Poznański Sąd Okręgowy wydał prawomocny wyrok w sprawie Tomasza G., byłego posła PiS, oskarżonego o wyłudzanie kredytów. Sprawa, która ciągnęła się ponad 20 lat, znalazła swój finał – polityk został skazany na karę 1 roku i 10 miesięcy pozbawienia wolności w zawieszeniu na 5 lat. Jednocześnie osiem zarzutów uległo przedawnieniu.
Mechanizm oszustwa: kredyty na „słupy”
Sprawa dotyczy końcówki lat 90., kiedy Tomasz G. prowadził rodzinne sklepy meblowe. Według ustaleń sądu, w tamtym czasie posługiwał się fikcyjnymi umowami kredytowymi, na które zaciągano zobowiązania na tzw. „słupy” – osoby w trudnej sytuacji życiowej, często uzależnione od alkoholu lub cierpiące na problemy psychiczne.

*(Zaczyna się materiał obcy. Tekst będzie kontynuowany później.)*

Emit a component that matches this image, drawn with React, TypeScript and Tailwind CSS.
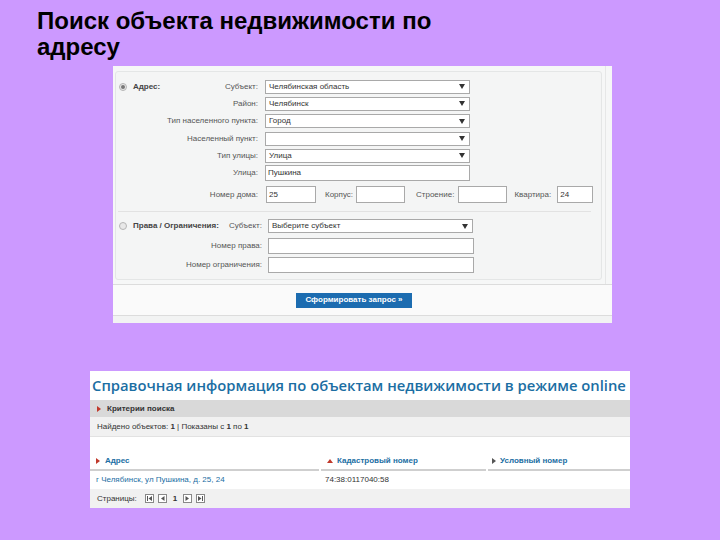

Część umów zawierała fałszywe podpisy, a meble nigdy nie trafiały do rzekomych klientów.
Wśród osób, których dane zostały wykorzystane do oszustwa, znajdowali się m.in.:
- alkoholik, który, jak sam zeznał, „dorabiał sobie”, sprzedając swoje dane osobowe pod sklepem,
- osoba po próbie samobójczej, która nigdy nie otrzymała mebli,
- osoba chora na padaczkę i cierpiąca na zaniki pamięci, która nie pamiętała podpisania umowy i z renty wynoszącej 600 zł nie byłaby w stanie spłacić rat,
- sąsiadka Tomasza G., która, jak zeznała, podpisała dokumenty na prośbę jego rodziny, mimo że mebli nie potrzebowała.
Sąd uznał, że Tomasz G. nie tylko zatwierdzał te umowy, ale wręcz osobiście angażował się w fałszowanie dokumentów i poświadczał nieprawdę, twierdząc, że towar dotarł do odbiorców.
Sąd: „Firma G. nie ponosiła żadnego ryzyka”
Poznański Sąd Okręgowy zwrócił uwagę, że rodzinne sklepy Tomasza G. nie ponosiły żadnego ryzyka finansowego. System sprzedaży ratalnej w tamtym czasie polegał na tym, że pełną kwotę za meble wypłacały banki lub firmy pośredniczące. To one przejmowały na siebie ryzyko kredytowe – gdy rzekomi klienci nie spłacali rat, traciły pieniądze.
Sędzia Alina Siatecka podkreśliła, że w dziesięciu przypadkach, za które Tomasz G. został skazany, podpisy kredytobiorców były sfałszowane, zarówno na umowach kredytowych, jak i na dokumentach potwierdzających odbiór mebli.
Nie tylko kredyty – milionowe nadużycia na uczelni
Choć ten proces dobiegł końca, to Tomasz G. nie kończy swojej batalii sądowej. Wciąż toczy się przeciwko niemu inna sprawa, dotycząca nadużyć finansowych na uczelni wyższej, którą obecnie prowadzi wraz z żoną w Poznaniu. Jest oskarżony o wyłudzenie ok. 400 tys. zł z Kancelarii Sejmu oraz przywłaszczenie ponad 5 mln zł z budżetu szkoły.
Ta sama uczelnia w ostatnich latach przyciągnęła wielu polityków Zjednoczonej Prawicy, którzy uzupełniali tam swoje wykształcenie. To właśnie z jej kasy – według prokuratury – miały znikać miliony złotych.
Prawomocny wyrok, ale sprawa może trafić do Sądu Najwyższego
Obrona Tomasza G. argumentowała, że oskarżony padł ofiarą nagonki medialnej i nigdy nie popełnił przestępstwa. Prokuratura natomiast domagała się surowszej kary, wskazując na brak skruchy u oskarżonego. Choć wyrok z 10 lutego 2025 r. jest prawomocny, obie strony mogą jeszcze złożyć kasację do Sądu Najwyższego.
Tomasz G. na razie nie komentuje sprawy.